▶ **EXERCISE AIM**
Omit all images, then return the remaining material exactly as it stands.

• • • • •

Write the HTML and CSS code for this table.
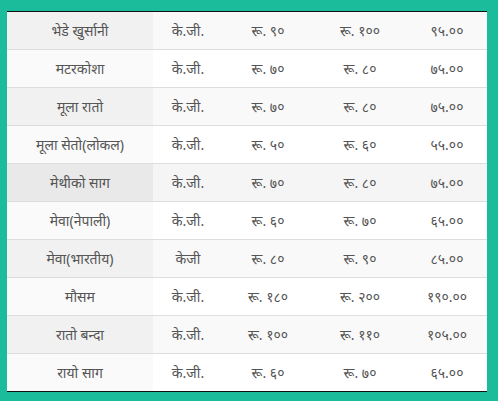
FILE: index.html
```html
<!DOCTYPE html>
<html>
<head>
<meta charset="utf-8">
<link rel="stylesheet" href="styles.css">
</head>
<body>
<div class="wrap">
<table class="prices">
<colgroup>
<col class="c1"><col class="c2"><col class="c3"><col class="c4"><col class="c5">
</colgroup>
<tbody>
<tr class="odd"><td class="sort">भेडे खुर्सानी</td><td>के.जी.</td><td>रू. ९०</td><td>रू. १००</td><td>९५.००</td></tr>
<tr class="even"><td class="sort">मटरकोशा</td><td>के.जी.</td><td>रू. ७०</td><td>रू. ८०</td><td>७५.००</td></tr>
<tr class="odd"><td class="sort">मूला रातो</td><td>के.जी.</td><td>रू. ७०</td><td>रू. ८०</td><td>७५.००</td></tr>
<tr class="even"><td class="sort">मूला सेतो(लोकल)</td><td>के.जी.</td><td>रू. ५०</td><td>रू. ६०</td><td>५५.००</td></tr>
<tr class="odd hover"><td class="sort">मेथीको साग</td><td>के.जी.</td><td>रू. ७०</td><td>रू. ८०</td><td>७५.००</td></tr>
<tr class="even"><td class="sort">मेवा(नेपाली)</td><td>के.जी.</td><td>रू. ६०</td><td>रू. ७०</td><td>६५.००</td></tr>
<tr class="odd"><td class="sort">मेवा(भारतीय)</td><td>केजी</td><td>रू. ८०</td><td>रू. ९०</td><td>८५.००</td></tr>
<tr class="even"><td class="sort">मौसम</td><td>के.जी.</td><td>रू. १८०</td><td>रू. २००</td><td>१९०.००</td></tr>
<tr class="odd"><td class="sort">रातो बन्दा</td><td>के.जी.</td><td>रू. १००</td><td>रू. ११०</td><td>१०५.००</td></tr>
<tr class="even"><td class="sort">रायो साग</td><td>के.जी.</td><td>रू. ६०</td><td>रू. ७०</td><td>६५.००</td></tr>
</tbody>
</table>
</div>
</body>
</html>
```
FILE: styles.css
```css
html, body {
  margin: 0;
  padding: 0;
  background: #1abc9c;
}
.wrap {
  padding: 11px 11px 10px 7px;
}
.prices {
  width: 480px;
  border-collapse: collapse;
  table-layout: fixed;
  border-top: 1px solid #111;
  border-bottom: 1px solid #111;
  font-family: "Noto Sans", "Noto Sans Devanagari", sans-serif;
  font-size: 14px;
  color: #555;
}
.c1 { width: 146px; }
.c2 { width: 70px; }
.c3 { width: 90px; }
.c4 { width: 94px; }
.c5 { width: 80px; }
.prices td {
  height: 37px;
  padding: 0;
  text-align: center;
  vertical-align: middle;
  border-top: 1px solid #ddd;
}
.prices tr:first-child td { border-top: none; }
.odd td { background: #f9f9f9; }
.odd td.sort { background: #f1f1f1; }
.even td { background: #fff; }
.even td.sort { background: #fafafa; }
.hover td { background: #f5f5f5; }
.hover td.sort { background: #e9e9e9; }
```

• • • • •

▶ **EXERCISE ANSWER**
Write the HTML and CSS code for this table.
FILE: index.html
```html
<!DOCTYPE html>
<html>
<head>
<meta charset="utf-8">
<link rel="stylesheet" href="styles.css">
</head>
<body>
<div class="wrap">
<table class="prices">
<colgroup>
<col class="c1"><col class="c2"><col class="c3"><col class="c4"><col class="c5">
</colgroup>
<tbody>
<tr class="odd"><td class="sort">भेडे खुर्सानी</td><td>के.जी.</td><td>रू. ९०</td><td>रू. १००</td><td>९५.००</td></tr>
<tr class="even"><td class="sort">मटरकोशा</td><td>के.जी.</td><td>रू. ७०</td><td>रू. ८०</td><td>७५.००</td></tr>
<tr class="odd"><td class="sort">मूला रातो</td><td>के.जी.</td><td>रू. ७०</td><td>रू. ८०</td><td>७५.००</td></tr>
<tr class="even"><td class="sort">मूला सेतो(लोकल)</td><td>के.जी.</td><td>रू. ५०</td><td>रू. ६०</td><td>५५.००</td></tr>
<tr class="odd hover"><td class="sort">मेथीको साग</td><td>के.जी.</td><td>रू. ७०</td><td>रू. ८०</td><td>७५.००</td></tr>
<tr class="even"><td class="sort">मेवा(नेपाली)</td><td>के.जी.</td><td>रू. ६०</td><td>रू. ७०</td><td>६५.००</td></tr>
<tr class="odd"><td class="sort">मेवा(भारतीय)</td><td>केजी</td><td>रू. ८०</td><td>रू. ९०</td><td>८५.००</td></tr>
<tr class="even"><td class="sort">मौसम</td><td>के.जी.</td><td>रू. १८०</td><td>रू. २००</td><td>१९०.००</td></tr>
<tr class="odd"><td class="sort">रातो बन्दा</td><td>के.जी.</td><td>रू. १००</td><td>रू. ११०</td><td>१०५.००</td></tr>
<tr class="even"><td class="sort">रायो साग</td><td>के.जी.</td><td>रू. ६०</td><td>रू. ७०</td><td>६५.००</td></tr>
</tbody>
</table>
</div>
</body>
</html>
```
FILE: styles.css
```css
html, body {
  margin: 0;
  padding: 0;
  background: #1abc9c;
}
.wrap {
  padding: 11px 11px 10px 7px;
}
.prices {
  width: 480px;
  border-collapse: collapse;
  table-layout: fixed;
  border-top: 1px solid #111;
  border-bottom: 1px solid #111;
  font-family: "Noto Sans", "Noto Sans Devanagari", sans-serif;
  font-size: 14px;
  color: #555;
}
.c1 { width: 146px; }
.c2 { width: 70px; }
.c3 { width: 90px; }
.c4 { width: 94px; }
.c5 { width: 80px; }
.prices td {
  height: 37px;
  padding: 0;
  text-align: center;
  vertical-align: middle;
  border-top: 1px solid #ddd;
}
.prices tr:first-child td { border-top: none; }
.odd td { background: #f9f9f9; }
.odd td.sort { background: #f1f1f1; }
.even td { background: #fff; }
.even td.sort { background: #fafafa; }
.hover td { background: #f5f5f5; }
.hover td.sort { background: #e9e9e9; }
```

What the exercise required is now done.